WHAT IS REQUIRED
Quote all of the data that follows exactly as written, skipping the images.

Stored items from a collection
--- BEGIN ---
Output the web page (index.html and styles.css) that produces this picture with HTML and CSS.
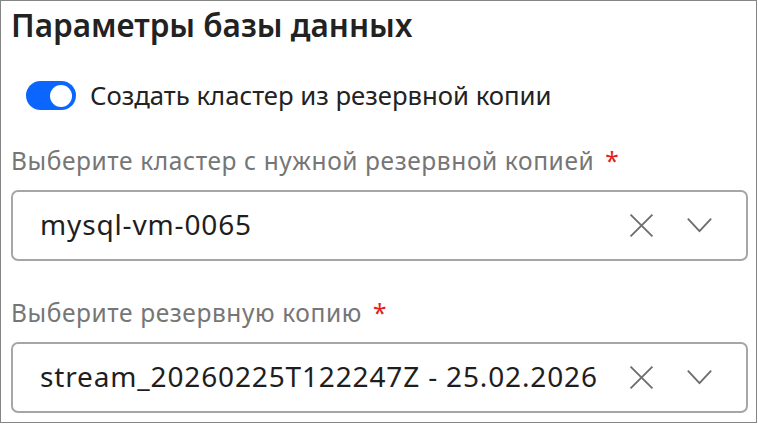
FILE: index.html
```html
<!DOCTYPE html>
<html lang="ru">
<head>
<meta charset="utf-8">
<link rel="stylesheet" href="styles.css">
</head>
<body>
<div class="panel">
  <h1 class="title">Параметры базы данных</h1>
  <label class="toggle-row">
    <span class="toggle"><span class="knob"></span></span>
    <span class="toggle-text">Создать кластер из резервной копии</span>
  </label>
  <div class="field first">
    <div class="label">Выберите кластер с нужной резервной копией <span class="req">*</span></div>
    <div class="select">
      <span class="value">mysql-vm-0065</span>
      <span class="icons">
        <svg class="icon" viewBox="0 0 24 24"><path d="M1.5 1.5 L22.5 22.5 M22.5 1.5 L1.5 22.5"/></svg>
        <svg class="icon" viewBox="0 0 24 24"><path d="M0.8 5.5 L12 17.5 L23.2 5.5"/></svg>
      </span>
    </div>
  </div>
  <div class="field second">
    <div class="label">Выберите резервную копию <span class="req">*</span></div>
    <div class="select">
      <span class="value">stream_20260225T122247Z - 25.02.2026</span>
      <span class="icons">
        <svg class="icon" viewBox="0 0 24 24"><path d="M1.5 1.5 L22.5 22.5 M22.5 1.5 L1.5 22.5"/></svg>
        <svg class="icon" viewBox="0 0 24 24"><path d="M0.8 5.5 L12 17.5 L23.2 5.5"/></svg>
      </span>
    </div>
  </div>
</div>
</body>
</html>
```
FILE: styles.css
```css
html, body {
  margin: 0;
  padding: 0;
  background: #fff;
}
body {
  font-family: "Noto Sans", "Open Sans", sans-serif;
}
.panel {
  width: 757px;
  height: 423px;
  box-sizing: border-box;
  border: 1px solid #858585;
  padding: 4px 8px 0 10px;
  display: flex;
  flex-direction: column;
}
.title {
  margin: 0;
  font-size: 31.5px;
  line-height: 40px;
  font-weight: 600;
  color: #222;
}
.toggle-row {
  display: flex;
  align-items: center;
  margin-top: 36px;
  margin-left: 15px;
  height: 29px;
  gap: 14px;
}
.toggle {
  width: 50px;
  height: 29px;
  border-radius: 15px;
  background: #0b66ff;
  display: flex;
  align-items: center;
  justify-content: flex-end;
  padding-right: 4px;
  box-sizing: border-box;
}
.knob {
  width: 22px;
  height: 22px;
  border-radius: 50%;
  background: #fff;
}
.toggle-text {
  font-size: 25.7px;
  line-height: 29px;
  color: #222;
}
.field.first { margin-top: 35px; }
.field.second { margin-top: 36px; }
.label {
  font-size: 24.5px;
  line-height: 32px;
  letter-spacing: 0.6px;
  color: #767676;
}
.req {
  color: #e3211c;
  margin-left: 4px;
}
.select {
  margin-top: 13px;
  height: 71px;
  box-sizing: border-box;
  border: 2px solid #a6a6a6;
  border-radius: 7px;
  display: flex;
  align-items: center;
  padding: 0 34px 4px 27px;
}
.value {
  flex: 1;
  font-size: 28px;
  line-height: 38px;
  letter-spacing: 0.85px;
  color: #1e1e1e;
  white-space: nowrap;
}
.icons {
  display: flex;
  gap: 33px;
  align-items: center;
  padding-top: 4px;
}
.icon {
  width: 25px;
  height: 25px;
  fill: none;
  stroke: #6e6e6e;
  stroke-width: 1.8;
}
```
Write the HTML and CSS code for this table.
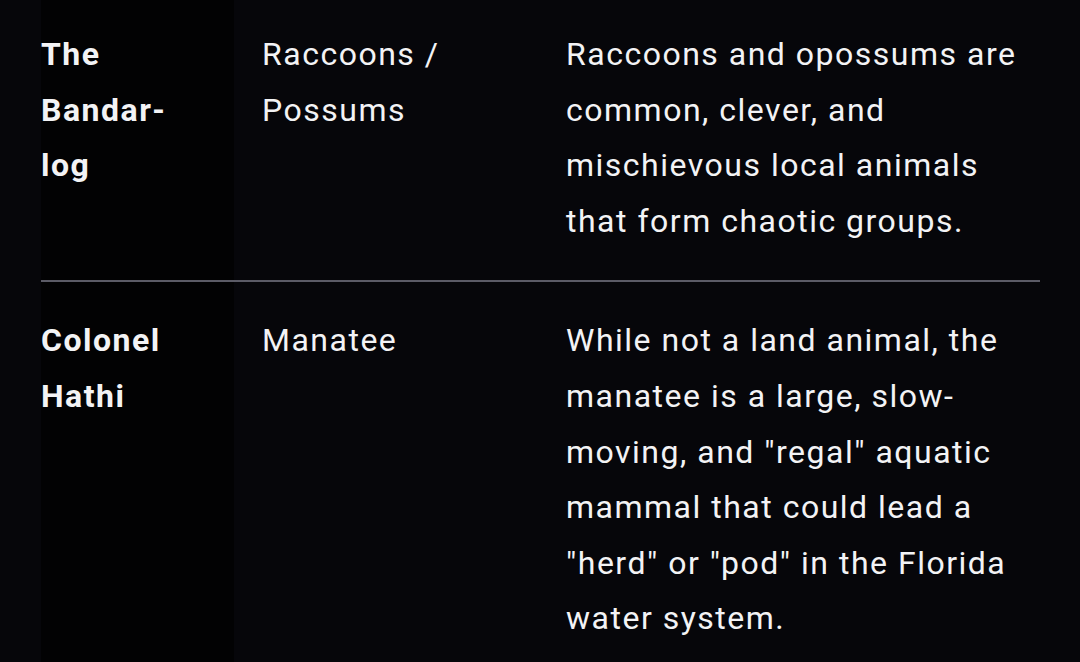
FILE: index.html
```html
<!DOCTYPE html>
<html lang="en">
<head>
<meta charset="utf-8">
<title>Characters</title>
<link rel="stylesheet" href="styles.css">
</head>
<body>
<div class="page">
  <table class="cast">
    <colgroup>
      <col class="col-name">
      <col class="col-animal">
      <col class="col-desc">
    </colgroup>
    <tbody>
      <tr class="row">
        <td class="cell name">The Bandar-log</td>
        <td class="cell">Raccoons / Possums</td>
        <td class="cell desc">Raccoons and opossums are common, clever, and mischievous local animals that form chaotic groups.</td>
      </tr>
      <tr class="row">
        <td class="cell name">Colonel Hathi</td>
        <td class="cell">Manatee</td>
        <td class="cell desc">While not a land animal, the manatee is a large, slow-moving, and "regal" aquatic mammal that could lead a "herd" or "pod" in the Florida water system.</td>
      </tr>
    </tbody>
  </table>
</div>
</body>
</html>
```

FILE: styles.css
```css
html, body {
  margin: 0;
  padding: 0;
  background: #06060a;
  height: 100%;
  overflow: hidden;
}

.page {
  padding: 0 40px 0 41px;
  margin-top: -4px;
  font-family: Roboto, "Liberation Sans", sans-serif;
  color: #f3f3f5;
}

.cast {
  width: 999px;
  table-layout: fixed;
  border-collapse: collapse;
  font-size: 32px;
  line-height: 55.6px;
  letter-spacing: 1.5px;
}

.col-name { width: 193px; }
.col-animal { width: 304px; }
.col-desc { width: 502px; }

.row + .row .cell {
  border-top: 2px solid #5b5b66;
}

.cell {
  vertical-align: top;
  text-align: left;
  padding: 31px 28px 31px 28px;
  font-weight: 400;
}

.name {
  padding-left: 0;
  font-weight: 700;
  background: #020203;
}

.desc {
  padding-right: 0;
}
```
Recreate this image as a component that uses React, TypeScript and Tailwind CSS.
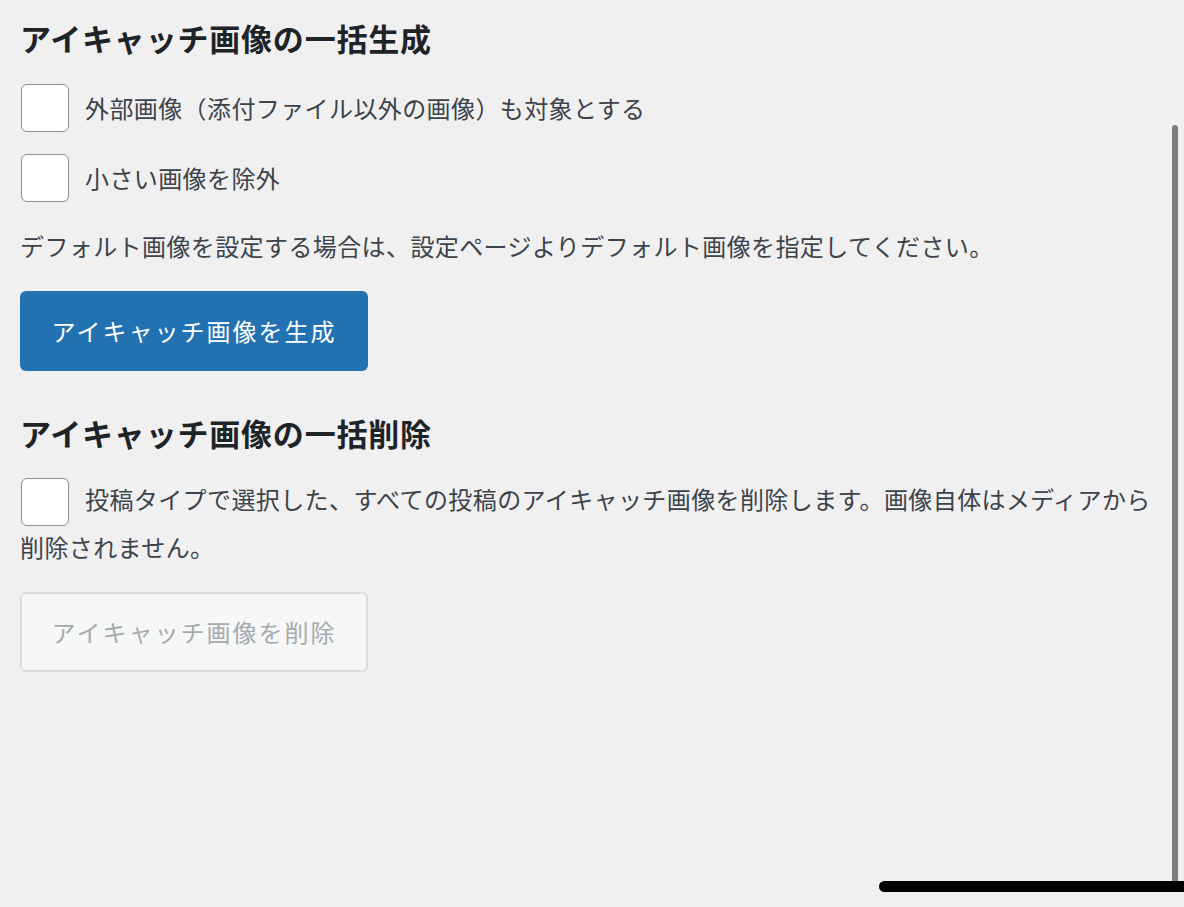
--- END ---
RESULT FOR THIS TASK
Output the web page (index.html and styles.css) that produces this picture with HTML and CSS.
FILE: index.html
```html
<!DOCTYPE html>
<html lang="ru">
<head>
<meta charset="utf-8">
<link rel="stylesheet" href="styles.css">
</head>
<body>
<div class="panel">
  <h1 class="title">Параметры базы данных</h1>
  <label class="toggle-row">
    <span class="toggle"><span class="knob"></span></span>
    <span class="toggle-text">Создать кластер из резервной копии</span>
  </label>
  <div class="field first">
    <div class="label">Выберите кластер с нужной резервной копией <span class="req">*</span></div>
    <div class="select">
      <span class="value">mysql-vm-0065</span>
      <span class="icons">
        <svg class="icon" viewBox="0 0 24 24"><path d="M1.5 1.5 L22.5 22.5 M22.5 1.5 L1.5 22.5"/></svg>
        <svg class="icon" viewBox="0 0 24 24"><path d="M0.8 5.5 L12 17.5 L23.2 5.5"/></svg>
      </span>
    </div>
  </div>
  <div class="field second">
    <div class="label">Выберите резервную копию <span class="req">*</span></div>
    <div class="select">
      <span class="value">stream_20260225T122247Z - 25.02.2026</span>
      <span class="icons">
        <svg class="icon" viewBox="0 0 24 24"><path d="M1.5 1.5 L22.5 22.5 M22.5 1.5 L1.5 22.5"/></svg>
        <svg class="icon" viewBox="0 0 24 24"><path d="M0.8 5.5 L12 17.5 L23.2 5.5"/></svg>
      </span>
    </div>
  </div>
</div>
</body>
</html>
```
FILE: styles.css
```css
html, body {
  margin: 0;
  padding: 0;
  background: #fff;
}
body {
  font-family: "Noto Sans", "Open Sans", sans-serif;
}
.panel {
  width: 757px;
  height: 423px;
  box-sizing: border-box;
  border: 1px solid #858585;
  padding: 4px 8px 0 10px;
  display: flex;
  flex-direction: column;
}
.title {
  margin: 0;
  font-size: 31.5px;
  line-height: 40px;
  font-weight: 600;
  color: #222;
}
.toggle-row {
  display: flex;
  align-items: center;
  margin-top: 36px;
  margin-left: 15px;
  height: 29px;
  gap: 14px;
}
.toggle {
  width: 50px;
  height: 29px;
  border-radius: 15px;
  background: #0b66ff;
  display: flex;
  align-items: center;
  justify-content: flex-end;
  padding-right: 4px;
  box-sizing: border-box;
}
.knob {
  width: 22px;
  height: 22px;
  border-radius: 50%;
  background: #fff;
}
.toggle-text {
  font-size: 25.7px;
  line-height: 29px;
  color: #222;
}
.field.first { margin-top: 35px; }
.field.second { margin-top: 36px; }
.label {
  font-size: 24.5px;
  line-height: 32px;
  letter-spacing: 0.6px;
  color: #767676;
}
.req {
  color: #e3211c;
  margin-left: 4px;
}
.select {
  margin-top: 13px;
  height: 71px;
  box-sizing: border-box;
  border: 2px solid #a6a6a6;
  border-radius: 7px;
  display: flex;
  align-items: center;
  padding: 0 34px 4px 27px;
}
.value {
  flex: 1;
  font-size: 28px;
  line-height: 38px;
  letter-spacing: 0.85px;
  color: #1e1e1e;
  white-space: nowrap;
}
.icons {
  display: flex;
  gap: 33px;
  align-items: center;
  padding-top: 4px;
}
.icon {
  width: 25px;
  height: 25px;
  fill: none;
  stroke: #6e6e6e;
  stroke-width: 1.8;
}
```
Write the HTML and CSS code for this table.
FILE: index.html
```html
<!DOCTYPE html>
<html lang="en">
<head>
<meta charset="utf-8">
<title>Characters</title>
<link rel="stylesheet" href="styles.css">
</head>
<body>
<div class="page">
  <table class="cast">
    <colgroup>
      <col class="col-name">
      <col class="col-animal">
      <col class="col-desc">
    </colgroup>
    <tbody>
      <tr class="row">
        <td class="cell name">The Bandar-log</td>
        <td class="cell">Raccoons / Possums</td>
        <td class="cell desc">Raccoons and opossums are common, clever, and mischievous local animals that form chaotic groups.</td>
      </tr>
      <tr class="row">
        <td class="cell name">Colonel Hathi</td>
        <td class="cell">Manatee</td>
        <td class="cell desc">While not a land animal, the manatee is a large, slow-moving, and "regal" aquatic mammal that could lead a "herd" or "pod" in the Florida water system.</td>
      </tr>
    </tbody>
  </table>
</div>
</body>
</html>
```

FILE: styles.css
```css
html, body {
  margin: 0;
  padding: 0;
  background: #06060a;
  height: 100%;
  overflow: hidden;
}

.page {
  padding: 0 40px 0 41px;
  margin-top: -4px;
  font-family: Roboto, "Liberation Sans", sans-serif;
  color: #f3f3f5;
}

.cast {
  width: 999px;
  table-layout: fixed;
  border-collapse: collapse;
  font-size: 32px;
  line-height: 55.6px;
  letter-spacing: 1.5px;
}

.col-name { width: 193px; }
.col-animal { width: 304px; }
.col-desc { width: 502px; }

.row + .row .cell {
  border-top: 2px solid #5b5b66;
}

.cell {
  vertical-align: top;
  text-align: left;
  padding: 31px 28px 31px 28px;
  font-weight: 400;
}

.name {
  padding-left: 0;
  font-weight: 700;
  background: #020203;
}

.desc {
  padding-right: 0;
}
```
Recreate this image as a component that uses React, TypeScript and Tailwind CSS.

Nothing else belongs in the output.